In certain parts of the story I have also compressed characters. For example, Josef Albert Meisinger, the Butcher of Warsaw, who I’ve commingled with the story of Oskar Dirlewanger. Dirlewanger’s role and personality was not much different to Meisinger’s. 

I have used poetic licence surrounding such characters and where they might’ve been, or what they might’ve done in various situations for the sake of narrative cohesion. I have also dramatised events that primary sources outlined with much more compacted descriptions.

As a result, the story you have read is not a narrative nonfiction piece, but an historical fiction novel that skews as closely to what has been described by the people involved, or recorded in historical depictions, as I could manage to make it.

The essentials of this storyline are true. The dramatisation is from my imagination. Janek Kostanski was at least as heroic as my descriptions have allowed him to be. It is certain there are many details missing as these are the highlights as described by him in interviews and letters. 

His mother is as heroic as Janek, perhaps more so when you consider that she went against every instinct to protect her own children, by continually helping another family in the face of egregious danger. However, Włodzisława (who I have called Waltrina for ease of pronunciation), unfortunately did not write letters or give interviews, that I could find. And so I have depicted her through Janek’s eyes.

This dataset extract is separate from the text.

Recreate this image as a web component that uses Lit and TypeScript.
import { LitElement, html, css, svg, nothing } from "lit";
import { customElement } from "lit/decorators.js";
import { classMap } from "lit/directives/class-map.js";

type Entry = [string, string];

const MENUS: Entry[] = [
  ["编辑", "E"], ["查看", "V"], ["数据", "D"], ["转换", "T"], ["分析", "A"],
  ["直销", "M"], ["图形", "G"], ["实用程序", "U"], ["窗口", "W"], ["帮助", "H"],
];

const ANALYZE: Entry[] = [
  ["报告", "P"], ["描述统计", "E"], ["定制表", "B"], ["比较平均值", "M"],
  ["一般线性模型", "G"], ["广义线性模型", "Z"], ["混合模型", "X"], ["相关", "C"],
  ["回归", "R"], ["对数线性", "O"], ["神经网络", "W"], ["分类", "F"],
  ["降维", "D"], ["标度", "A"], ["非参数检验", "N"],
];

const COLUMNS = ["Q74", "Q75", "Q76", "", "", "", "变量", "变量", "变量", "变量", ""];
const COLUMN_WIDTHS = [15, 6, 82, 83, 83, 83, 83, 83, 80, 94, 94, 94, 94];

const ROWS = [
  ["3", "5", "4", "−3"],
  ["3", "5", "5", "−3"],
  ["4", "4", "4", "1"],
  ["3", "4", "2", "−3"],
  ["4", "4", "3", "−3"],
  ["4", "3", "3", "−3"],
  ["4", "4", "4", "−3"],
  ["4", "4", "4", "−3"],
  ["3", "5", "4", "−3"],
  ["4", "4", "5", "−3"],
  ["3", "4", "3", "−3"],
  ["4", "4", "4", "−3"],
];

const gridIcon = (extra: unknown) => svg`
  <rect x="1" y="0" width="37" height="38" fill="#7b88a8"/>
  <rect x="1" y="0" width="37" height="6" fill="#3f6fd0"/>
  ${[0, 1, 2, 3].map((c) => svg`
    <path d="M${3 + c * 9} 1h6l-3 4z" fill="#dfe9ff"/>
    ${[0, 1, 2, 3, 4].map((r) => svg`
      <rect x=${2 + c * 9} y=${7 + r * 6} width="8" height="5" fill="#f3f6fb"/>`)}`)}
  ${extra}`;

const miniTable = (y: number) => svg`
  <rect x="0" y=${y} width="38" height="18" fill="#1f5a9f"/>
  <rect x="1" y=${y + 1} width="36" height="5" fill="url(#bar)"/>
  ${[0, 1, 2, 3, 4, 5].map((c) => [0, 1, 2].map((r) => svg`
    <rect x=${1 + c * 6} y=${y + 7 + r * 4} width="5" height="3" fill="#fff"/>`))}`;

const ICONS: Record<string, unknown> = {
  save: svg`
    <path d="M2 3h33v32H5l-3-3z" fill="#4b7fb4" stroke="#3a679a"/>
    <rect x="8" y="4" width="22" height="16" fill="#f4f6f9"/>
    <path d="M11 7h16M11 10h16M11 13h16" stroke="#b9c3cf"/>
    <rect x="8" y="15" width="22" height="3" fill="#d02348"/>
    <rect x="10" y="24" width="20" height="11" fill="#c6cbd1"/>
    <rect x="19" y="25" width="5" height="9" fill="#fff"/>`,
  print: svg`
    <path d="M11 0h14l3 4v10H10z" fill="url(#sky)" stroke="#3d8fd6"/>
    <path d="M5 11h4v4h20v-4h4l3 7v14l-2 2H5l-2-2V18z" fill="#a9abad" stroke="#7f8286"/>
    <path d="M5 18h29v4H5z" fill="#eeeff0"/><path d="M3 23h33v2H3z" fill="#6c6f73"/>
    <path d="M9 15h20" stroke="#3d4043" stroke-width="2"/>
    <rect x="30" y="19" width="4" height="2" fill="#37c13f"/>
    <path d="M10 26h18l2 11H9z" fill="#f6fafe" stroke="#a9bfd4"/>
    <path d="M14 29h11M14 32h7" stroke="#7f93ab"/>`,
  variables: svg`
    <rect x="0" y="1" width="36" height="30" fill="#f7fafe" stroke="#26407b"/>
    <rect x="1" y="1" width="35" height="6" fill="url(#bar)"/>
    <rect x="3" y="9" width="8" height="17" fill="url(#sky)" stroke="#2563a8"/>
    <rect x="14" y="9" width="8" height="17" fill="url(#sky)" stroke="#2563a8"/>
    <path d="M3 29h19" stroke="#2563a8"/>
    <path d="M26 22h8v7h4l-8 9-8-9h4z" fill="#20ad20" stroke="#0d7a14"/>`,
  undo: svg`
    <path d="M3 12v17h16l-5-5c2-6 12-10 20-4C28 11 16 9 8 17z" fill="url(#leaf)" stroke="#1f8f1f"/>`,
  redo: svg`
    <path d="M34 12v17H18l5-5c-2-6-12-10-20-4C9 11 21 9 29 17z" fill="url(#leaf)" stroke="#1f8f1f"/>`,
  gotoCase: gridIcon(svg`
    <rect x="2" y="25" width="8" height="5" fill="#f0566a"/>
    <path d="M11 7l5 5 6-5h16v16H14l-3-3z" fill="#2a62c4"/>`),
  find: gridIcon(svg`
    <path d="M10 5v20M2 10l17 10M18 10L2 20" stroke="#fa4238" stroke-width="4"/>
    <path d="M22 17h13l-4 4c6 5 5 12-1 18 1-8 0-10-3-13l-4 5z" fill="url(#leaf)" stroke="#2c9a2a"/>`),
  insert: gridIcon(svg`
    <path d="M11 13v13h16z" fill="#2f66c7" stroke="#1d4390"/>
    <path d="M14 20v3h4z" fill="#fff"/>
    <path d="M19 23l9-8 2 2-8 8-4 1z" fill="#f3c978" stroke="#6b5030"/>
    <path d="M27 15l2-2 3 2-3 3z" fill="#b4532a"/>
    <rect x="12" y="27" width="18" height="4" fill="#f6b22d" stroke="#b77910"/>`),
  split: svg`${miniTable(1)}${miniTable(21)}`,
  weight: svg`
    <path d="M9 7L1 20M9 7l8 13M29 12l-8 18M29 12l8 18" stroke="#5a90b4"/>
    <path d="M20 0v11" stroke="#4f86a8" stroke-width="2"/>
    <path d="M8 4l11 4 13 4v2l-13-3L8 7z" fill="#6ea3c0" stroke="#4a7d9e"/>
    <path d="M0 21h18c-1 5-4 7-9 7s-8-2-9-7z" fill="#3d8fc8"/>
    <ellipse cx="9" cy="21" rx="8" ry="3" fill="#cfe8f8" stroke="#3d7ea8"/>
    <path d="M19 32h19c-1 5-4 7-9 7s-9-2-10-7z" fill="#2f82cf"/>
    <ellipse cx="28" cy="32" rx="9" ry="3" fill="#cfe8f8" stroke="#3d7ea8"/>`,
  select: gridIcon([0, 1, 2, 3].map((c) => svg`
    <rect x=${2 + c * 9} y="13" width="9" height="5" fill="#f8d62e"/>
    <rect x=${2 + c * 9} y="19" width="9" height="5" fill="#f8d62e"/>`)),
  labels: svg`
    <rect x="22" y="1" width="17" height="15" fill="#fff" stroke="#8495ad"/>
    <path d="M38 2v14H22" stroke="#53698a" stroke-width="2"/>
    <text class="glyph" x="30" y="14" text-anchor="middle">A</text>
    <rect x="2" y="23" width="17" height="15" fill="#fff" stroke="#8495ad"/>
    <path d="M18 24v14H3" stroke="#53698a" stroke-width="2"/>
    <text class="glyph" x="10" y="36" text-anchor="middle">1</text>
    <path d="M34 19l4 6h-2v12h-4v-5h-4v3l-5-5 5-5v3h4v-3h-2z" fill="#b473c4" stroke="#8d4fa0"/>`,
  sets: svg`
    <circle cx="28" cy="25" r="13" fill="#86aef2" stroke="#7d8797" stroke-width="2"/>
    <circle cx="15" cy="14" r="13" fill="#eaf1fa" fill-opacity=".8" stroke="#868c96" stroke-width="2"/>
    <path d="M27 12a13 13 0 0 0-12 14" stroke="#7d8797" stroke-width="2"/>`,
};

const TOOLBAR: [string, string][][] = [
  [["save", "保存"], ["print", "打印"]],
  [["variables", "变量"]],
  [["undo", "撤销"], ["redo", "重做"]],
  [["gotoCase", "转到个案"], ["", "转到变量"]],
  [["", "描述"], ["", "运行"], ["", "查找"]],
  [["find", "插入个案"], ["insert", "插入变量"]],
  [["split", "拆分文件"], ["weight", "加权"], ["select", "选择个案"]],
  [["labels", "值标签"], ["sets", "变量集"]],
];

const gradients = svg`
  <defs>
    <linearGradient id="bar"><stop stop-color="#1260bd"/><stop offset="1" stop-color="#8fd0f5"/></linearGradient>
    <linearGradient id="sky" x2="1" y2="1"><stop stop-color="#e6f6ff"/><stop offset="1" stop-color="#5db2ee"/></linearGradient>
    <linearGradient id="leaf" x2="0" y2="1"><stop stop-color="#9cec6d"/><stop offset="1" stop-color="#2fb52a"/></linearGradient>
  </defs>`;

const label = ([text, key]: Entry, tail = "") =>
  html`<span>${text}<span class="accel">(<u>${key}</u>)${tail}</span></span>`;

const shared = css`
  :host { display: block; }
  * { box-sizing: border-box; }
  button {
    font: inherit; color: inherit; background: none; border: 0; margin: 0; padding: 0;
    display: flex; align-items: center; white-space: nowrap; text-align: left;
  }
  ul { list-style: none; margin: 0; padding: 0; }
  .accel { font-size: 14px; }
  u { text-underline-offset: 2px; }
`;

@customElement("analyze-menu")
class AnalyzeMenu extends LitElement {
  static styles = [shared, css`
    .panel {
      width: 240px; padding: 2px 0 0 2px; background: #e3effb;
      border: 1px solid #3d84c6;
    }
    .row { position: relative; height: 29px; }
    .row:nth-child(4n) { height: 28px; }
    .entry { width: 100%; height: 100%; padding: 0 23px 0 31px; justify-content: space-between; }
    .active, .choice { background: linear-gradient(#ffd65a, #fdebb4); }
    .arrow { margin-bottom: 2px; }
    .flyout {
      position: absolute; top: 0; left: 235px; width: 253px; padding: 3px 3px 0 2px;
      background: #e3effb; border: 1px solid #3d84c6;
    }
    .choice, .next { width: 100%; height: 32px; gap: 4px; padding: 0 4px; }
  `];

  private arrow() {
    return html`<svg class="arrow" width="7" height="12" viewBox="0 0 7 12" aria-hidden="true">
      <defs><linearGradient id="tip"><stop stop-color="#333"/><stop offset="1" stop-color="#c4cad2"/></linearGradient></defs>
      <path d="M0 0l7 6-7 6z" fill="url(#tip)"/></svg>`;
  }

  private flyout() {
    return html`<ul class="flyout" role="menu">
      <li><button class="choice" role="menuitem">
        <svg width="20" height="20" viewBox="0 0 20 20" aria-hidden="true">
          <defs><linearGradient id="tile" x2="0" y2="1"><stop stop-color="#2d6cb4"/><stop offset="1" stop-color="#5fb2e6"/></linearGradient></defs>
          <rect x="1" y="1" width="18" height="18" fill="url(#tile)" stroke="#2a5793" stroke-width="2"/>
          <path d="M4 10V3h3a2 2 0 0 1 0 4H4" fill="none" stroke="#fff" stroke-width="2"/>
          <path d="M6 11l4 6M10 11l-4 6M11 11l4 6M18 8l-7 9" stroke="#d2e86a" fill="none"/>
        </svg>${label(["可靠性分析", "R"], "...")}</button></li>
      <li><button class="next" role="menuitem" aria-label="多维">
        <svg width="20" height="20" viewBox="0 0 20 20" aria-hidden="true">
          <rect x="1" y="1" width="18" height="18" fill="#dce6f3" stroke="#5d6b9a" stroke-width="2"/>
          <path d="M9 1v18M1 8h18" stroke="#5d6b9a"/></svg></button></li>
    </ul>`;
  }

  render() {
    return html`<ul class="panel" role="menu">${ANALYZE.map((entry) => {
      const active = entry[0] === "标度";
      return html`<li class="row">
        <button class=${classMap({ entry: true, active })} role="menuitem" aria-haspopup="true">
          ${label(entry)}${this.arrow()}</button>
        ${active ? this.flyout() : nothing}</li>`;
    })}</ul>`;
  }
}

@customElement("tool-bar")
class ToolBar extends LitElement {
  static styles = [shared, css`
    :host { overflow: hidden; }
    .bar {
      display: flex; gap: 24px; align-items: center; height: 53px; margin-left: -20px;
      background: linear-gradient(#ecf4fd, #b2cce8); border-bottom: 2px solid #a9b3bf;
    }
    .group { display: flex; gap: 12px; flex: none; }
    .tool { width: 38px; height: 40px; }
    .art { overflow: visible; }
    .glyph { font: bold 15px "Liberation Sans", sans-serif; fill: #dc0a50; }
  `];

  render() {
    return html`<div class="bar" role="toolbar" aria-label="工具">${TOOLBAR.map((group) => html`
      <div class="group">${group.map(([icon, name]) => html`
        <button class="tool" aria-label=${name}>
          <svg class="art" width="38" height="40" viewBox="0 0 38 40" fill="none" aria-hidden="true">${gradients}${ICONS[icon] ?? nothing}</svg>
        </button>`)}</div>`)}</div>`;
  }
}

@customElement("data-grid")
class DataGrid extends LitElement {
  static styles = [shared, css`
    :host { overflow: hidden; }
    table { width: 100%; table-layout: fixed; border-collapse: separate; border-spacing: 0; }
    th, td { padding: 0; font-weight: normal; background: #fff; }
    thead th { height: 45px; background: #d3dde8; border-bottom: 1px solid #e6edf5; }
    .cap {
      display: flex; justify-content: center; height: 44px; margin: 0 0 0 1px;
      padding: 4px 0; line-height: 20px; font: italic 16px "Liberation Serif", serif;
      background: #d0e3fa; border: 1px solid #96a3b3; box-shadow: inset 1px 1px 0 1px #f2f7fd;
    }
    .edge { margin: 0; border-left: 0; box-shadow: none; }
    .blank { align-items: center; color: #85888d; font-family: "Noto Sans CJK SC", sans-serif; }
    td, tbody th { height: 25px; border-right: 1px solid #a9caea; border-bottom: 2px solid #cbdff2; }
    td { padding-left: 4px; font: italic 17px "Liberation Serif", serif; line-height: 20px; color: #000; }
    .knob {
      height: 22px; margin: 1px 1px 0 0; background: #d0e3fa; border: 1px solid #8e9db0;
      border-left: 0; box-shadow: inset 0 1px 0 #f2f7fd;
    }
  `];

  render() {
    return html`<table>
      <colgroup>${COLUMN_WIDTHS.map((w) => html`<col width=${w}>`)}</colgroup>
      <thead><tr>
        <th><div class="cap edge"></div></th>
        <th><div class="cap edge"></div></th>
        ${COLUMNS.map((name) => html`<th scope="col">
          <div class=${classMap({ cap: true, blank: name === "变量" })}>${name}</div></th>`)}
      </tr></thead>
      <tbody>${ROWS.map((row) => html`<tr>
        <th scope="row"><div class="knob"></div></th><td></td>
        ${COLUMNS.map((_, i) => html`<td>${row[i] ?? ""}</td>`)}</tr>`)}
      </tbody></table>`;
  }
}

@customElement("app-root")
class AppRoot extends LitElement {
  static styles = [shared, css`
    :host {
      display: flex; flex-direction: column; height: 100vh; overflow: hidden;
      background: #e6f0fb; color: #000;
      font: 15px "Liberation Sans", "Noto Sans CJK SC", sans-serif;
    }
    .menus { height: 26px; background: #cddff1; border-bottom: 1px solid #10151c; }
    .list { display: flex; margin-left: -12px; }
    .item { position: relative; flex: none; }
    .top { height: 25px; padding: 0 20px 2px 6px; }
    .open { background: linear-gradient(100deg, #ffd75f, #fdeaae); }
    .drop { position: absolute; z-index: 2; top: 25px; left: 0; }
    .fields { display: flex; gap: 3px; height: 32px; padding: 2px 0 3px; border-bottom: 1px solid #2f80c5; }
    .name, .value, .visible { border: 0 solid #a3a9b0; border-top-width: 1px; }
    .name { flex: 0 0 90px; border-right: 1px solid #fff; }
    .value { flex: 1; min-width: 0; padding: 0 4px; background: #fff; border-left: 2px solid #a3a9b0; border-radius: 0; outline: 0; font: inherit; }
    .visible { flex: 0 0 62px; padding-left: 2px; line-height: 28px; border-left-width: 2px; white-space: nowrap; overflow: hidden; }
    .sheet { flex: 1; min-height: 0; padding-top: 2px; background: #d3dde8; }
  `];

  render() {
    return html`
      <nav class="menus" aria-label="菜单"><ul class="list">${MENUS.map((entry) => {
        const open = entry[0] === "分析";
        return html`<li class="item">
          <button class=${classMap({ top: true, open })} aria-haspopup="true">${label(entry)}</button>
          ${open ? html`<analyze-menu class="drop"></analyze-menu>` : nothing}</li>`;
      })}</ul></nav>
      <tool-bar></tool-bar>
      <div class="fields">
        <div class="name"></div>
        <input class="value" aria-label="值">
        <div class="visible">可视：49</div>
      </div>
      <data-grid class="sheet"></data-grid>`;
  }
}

The truth includes the fact that Janek did smuggle supplies and food to his Jewish family whose home was separated from his by a wall through their courtyard. He did take Nacha to the movies, risking both their lives for a bit of fun in a dark world. He was arrested by the Gestapo with fifty Jewish boys who were all killed, while he was beaten and had his teeth knocked out before being rescued by his mother.

Also, Jadzia was interred in an extermination camp and only escaped death due to her mother’s bargaining skills. And Antoni (Ajzyk), Nathan and Nacha were all bound for Treblinka on a train when they managed to escape through the window and back to Aunt Irka’s. These facts, and many others related in the story, are all true and are more dramatic than anything an imagination could conjure. 

The heinous crimes listed in this book, done by the Nazi invaders, are also unfortunately true, though dramatised for the purposes of the narrative.

I hope you enjoyed reading Janek’s story and that he brings you hope, as he did me, that there are good people in the world, willing to risk their lives to save another.